Setelah mengkonfirmasi hanya akan mengoperasikan 50 persen dari kapasitas yang semula dijadwalkan hingga akhir April, belum lama ini Singapore Airlines (SIA) dilaporkan akan memangkas jauh lebih tinggi dari itu, mencapai angka 96 persen hingga akhir April. Hal tersebut tentu saja diakibatkan oleh anjloknya permintaan di tengah pembatasan perjalanan di banyak negara di seluruh dunia akibat Covid-19.
Dilansir Bloomberg, SIA bersama dengan dua anak perusahaannya, SilkAir dan Scoot, akan menggrounded 185 pesawat dari total 196, termasuk di dalamnya pesawa terbesar di dunia, Airbus A380 dan Boeing 787 Dreamliner. Di samping gitu, flag carrier Singapura tersebut juga akan melakukan berbagai langkah efisiensi lainnya, seperti menunda pengiriman pesawat dan memotong gaji karyawan guna menekan tingginya pengeluaran.
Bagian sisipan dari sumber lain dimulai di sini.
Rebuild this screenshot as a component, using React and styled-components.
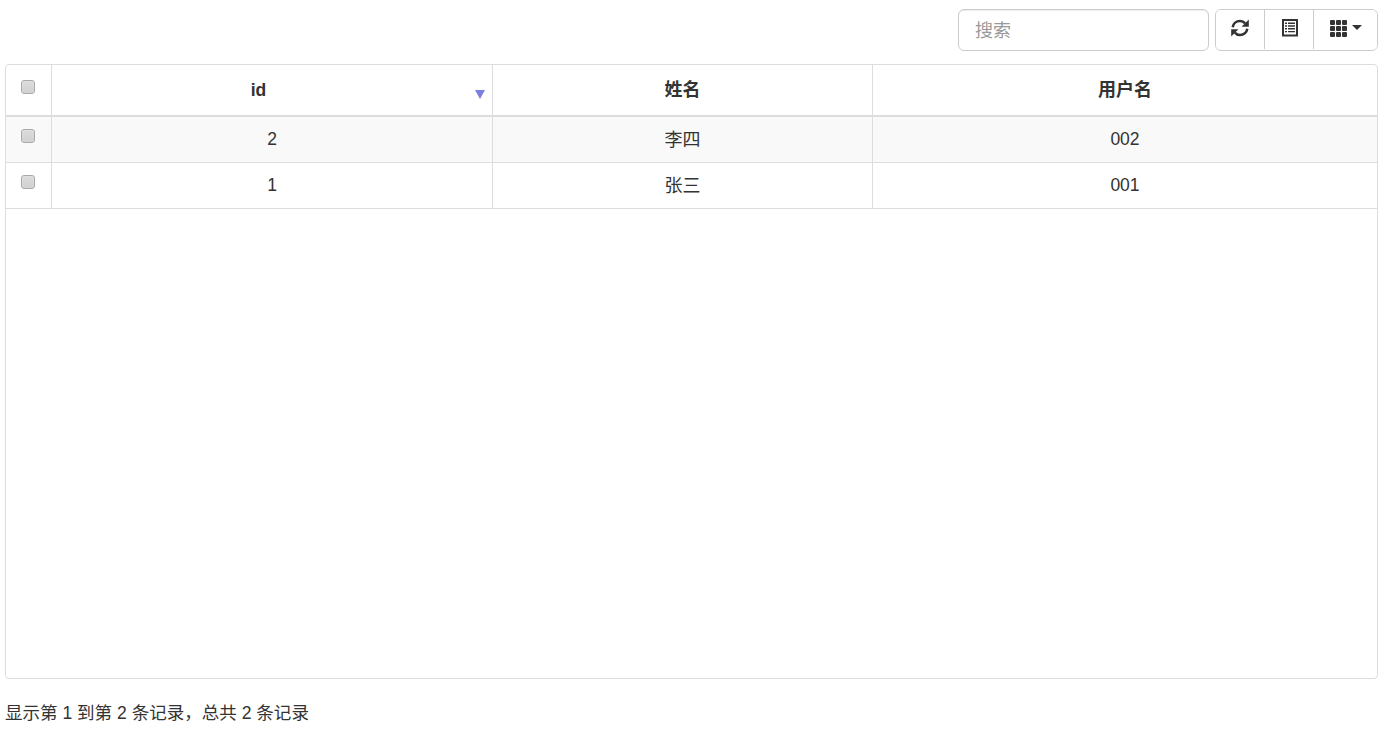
import React from 'react';
import styled, { createGlobalStyle } from 'styled-components';

const rows = [
  { id: 2, name: '李四', username: '002' },
  { id: 1, name: '张三', username: '001' },
];

const RefreshIcon = () => (
  <svg width='18' height='18' viewBox='0 0 18 18'>
    {[0, 180].map((angle) => (
      <g key={angle} transform={`rotate(${angle} 9 9)`}>
        <path d='M1.7 8.2C2.300 4.500 5.300 2 9 2c2 0 3.900 .9 5.100 2.400' fill='none' stroke='#333' strokeWidth='2.600' />
        <path d='M17.800 .6v7.200h-7.200z' fill='#333' />
      </g>
    ))}
  </svg>
);

const ListIcon = () => (
  <svg width='18' height='18' viewBox='0 0 18 18'>
    <rect x='2' y='0' width='16' height='17.500' rx='.5' fill='#333' />
    <rect x='4' y='2' width='12' height='13.500' fill='#fff' />
    <path d='M5 3.500h2v1.400H5zM8 3.500h7v1.400H8zM5 6.300h2v1.400H5zM8 6.300h7v1.400H8zM5 9.100h2v1.400H5zM8 9.100h7v1.400H8zM5 11.900h2v1.400H5zM8 11.900h7v1.400H8z' fill='#333' />
  </svg>
);

const GridIcon = () => (
  <svg width='18' height='18' viewBox='0 0 18 18' fill='#333'>
    {[1, 7, 13].map((y) =>
      [0, 6, 12].map((x) => (
        <rect key={`${x}-${y}`} x={x} y={y} width='5' height='5' rx='1' />
      ))
    )}
  </svg>
);

const App = () => {
  return (
    <Page>
      <GlobalStyle />
      <Toolbar>
        <SearchInput type='text' placeholder='搜索' />
        <ButtonGroup>
          <ToolButton $width={49} title='刷新'>
            <RefreshIcon />
          </ToolButton>
          <ToolButton $width={49} title='切换'>
            <ListIcon />
          </ToolButton>
          <ToolButton $width={64} title='列'>
            <GridIcon />
            <Caret />
          </ToolButton>
        </ButtonGroup>
      </Toolbar>

      <TableFrame>
        <Table>
          <colgroup>
            <col style={{ width: 46 }} />
            <col style={{ width: 441 }} />
            <col style={{ width: 380 }} />
            <col />
          </colgroup>
          <thead>
            <tr>
              <HeadCell $check>
                <CheckBox type='checkbox' />
              </HeadCell>
              <HeadCell $sorted>
                id
                <SortArrow />
              </HeadCell>
              <HeadCell $cjk>姓名</HeadCell>
              <HeadCell $cjk $last>用户名</HeadCell>
            </tr>
          </thead>
          <tbody>
            {rows.map((row, i) => (
              <Row key={row.id} $odd={i % 2 === 0}>
                <Cell $check>
                  <CheckBox type='checkbox' />
                </Cell>
                <Cell>{row.id}</Cell>
                <Cell $cjk>{row.name}</Cell>
                <Cell $last>{row.username}</Cell>
              </Row>
            ))}
          </tbody>
        </Table>
      </TableFrame>

      <PageInfo>显示第 1 到第 2 条记录，总共 2 条记录</PageInfo>
    </Page>
  );
};

const GlobalStyle = createGlobalStyle`
  html, body {
    margin: 0;
    padding: 0;
    background: #fff;
  }
  body {
    font-family: "Liberation Sans", "Noto Sans CJK SC", sans-serif;
    font-size: 17.5px;
    color: #333;
  }
  * {
    box-sizing: border-box;
  }
`;

const Page = styled.div`
  width: 1395px;
  height: 731px;
  overflow: hidden;
  padding: 9px 17px 0 5px;
`;

const Toolbar = styled.div`
  display: flex;
  justify-content: flex-end;
  gap: 6px;
  height: 42px;
  margin-bottom: 13px;
`;

const SearchInput = styled.input`
  width: 251px;
  height: 42px;
  padding: 2px 16px 0;
  border: 1px solid #ccc;
  border-radius: 6px;
  box-shadow: inset 0 1px 1px rgba(0, 0, 0, 0.075);
  font-family: inherit;
  font-size: 18px;
  color: #555;
  outline: none;

  &::placeholder {
    color: #999;
    opacity: 1;
  }
`;

const ButtonGroup = styled.div`
  display: flex;
  height: 42px;
  padding-bottom: 1px;
  border: 1px solid #ccc;
  border-radius: 6px;
  background: #fff;
  overflow: hidden;
`;

const ToolButton = styled.button`
  display: flex;
  align-items: center;
  justify-content: center;
  gap: 4px;
  width: ${(p) => p.$width}px;
  padding: 0 0 4px;
  border: 0;
  border-right: 1px solid #ccc;
  background: #fff;
  color: #333;

  &:last-child {
    border-right: 0;
    width: ${(p) => p.$width - 1}px;
  }
`;

const Caret = styled.span`
  width: 0;
  height: 0;
  border-top: 5px solid #333;
  border-left: 5px solid transparent;
  border-right: 5px solid transparent;
`;

const TableFrame = styled.div`
  height: 615px;
  border: 1px solid #ddd;
  border-radius: 4px;
  overflow: hidden;
`;

const Table = styled.table`
  width: 100%;
  table-layout: fixed;
  border-collapse: separate;
  border-spacing: 0;
`;

const HeadCell = styled.th`
  position: relative;
  height: 52px;
  padding: ${(p) => (p.$check ? '15px 0 0' : '0')};
  padding-right: ${(p) => (p.$sorted ? '27px' : '0')};
  padding-bottom: ${(p) => (p.$cjk ? '4px' : '0')};
  border-bottom: 2px solid #ddd;
  border-right: ${(p) => (p.$last ? '0' : '1px solid #ddd')};
  font-size: ${(p) => (p.$cjk ? '18px' : '17.5px')};
  font-weight: 700;
  text-align: center;
  vertical-align: ${(p) => (p.$check ? 'top' : 'middle')};
`;

const SortArrow = styled.span`
  position: absolute;
  right: 7px;
  top: 25px;
  width: 0;
  height: 0;
  border-top: 9px solid #7a7fe0;
  border-left: 5px solid transparent;
  border-right: 5px solid transparent;
`;

const Row = styled.tr`
  background: ${(p) => (p.$odd ? '#f9f9f9' : '#fff')};
`;

const Cell = styled.td`
  height: 46px;
  padding: ${(p) => (p.$check ? '12px 0 0' : '0')};
  padding-bottom: ${(p) => (p.$cjk ? '4px' : '0')};
  border-bottom: 1px solid #ddd;
  border-right: ${(p) => (p.$last ? '0' : '1px solid #ddd')};
  font-size: ${(p) => (p.$cjk ? '18px' : '17.5px')};
  text-align: center;
  vertical-align: ${(p) => (p.$check ? 'top' : 'middle')};
`;

const CheckBox = styled.input`
  appearance: none;
  display: block;
  width: 14px;
  height: 14px;
  margin: 0 0 0 15px;
  border: 1px solid #a9a9a9;
  border-radius: 3px;
  background: linear-gradient(#dcdcdc, #d0d0d0);
  box-shadow: inset 0 0 1px #fff;
`;

const PageInfo = styled.div`
  margin-top: 22px;
  font-size: 17.55px;
  line-height: 25px;
`;

export default App;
CEO Singapore Airlines, Goh Choon Phong, menyebut bahwa pihaknya akan mulai menjalankan skema pemotongan gaji tersebut pada bulan ini dengan persentase pemotongan sebanyak 15 persen dari angka (gaji) normal serta menawarkan cuti tanpa dibayar. Hal itu pun juga berlaku untuk karyawan senior dan dewan direksi. Hanya saja, untuk keduanya, belum diketahui berapakah persentase pemotongannya.
Selain itu, dalam sebuah pernyataan, SIA Group juga mengakui bahwa pihaknya memang tengah melalui masa-masa sangat sulit. Parahnya lagi, masa-masa sulit itu juga tidak diketahui kapan akan berakhir.
“Di tengah tantangan terbesar yang dihadapi SIA Group saat ini, tidak jelas kapan SIA Group dapat mulai menjalakan kembali layanan dengan normal mengingat ketidakpastian kapan pemberlakuan perbatasan yang ketat akan dicabut,” kata SIA.
Oleh karenanya, dalam keadaan sulit seperti ini, Singapore Airlines mengatakan bahwa pihaknya telah berkomunikasi dengan lembaga keuangan mengenai kebutuhan pendanaan jangka pendek dan panjang. Kemudian, SIA juga telah menempuh jalur pembiayaan kredit untuk mendukung arus kas atau cash flow perusahaan.
Keadaan SIA seperti ini pun mengingatkan kembali pada pernyataan Centre for Aviation atau CAPA. Dikutip dari Bloomberg, seorang konsultan penerbangan dari Centre for Aviation atau CAPA mengatakan, saat ini maskapai global, secara substansial, mungkin telah melanggar perjanjian utang atau telah melakukan praktik bisnis tak sehat. Singkatnya, maskapai bisa dikatakan telah bangkrut (secara substansial). Pasalnya, saat ini, perputaran uang maskapai global tengah mandek akibat banyaknya pesawat yang grounded.
Baca juga: Tiga Aliansi Maskapai Global Desak Pemerintah di Seluruh Dunia Cari Cara Agar Maskapai Tak Bangkrut
Menariknya, SIA mungkin saja akan bernasib sama dengan maskapai regional terbesar di Eropa, Flybe. Belum lama ini, maskapai asal Inggris tersebut dinyatakan bangkrut usai tak mendapatkan suntikan dana segar dari pemerintah pusat serta dari owner mereka, konsorsium Connect Airways, perusahaan patungan milik Virgin Atlantic, Stobart Air, dan Cyrus Capital, senilai Rp3,6 triliun atau masing-masing Rp1,8 triliun.
Pertanyaan pun muncul, dengan memangkas 96 persen dari kapasitas penerbangan ditambah arus kas perusahaan yang tengah tertekan, bila SIA tak mendapatkan suntikan dana, mungkinkan SIA bernasib sama dengan Flybe?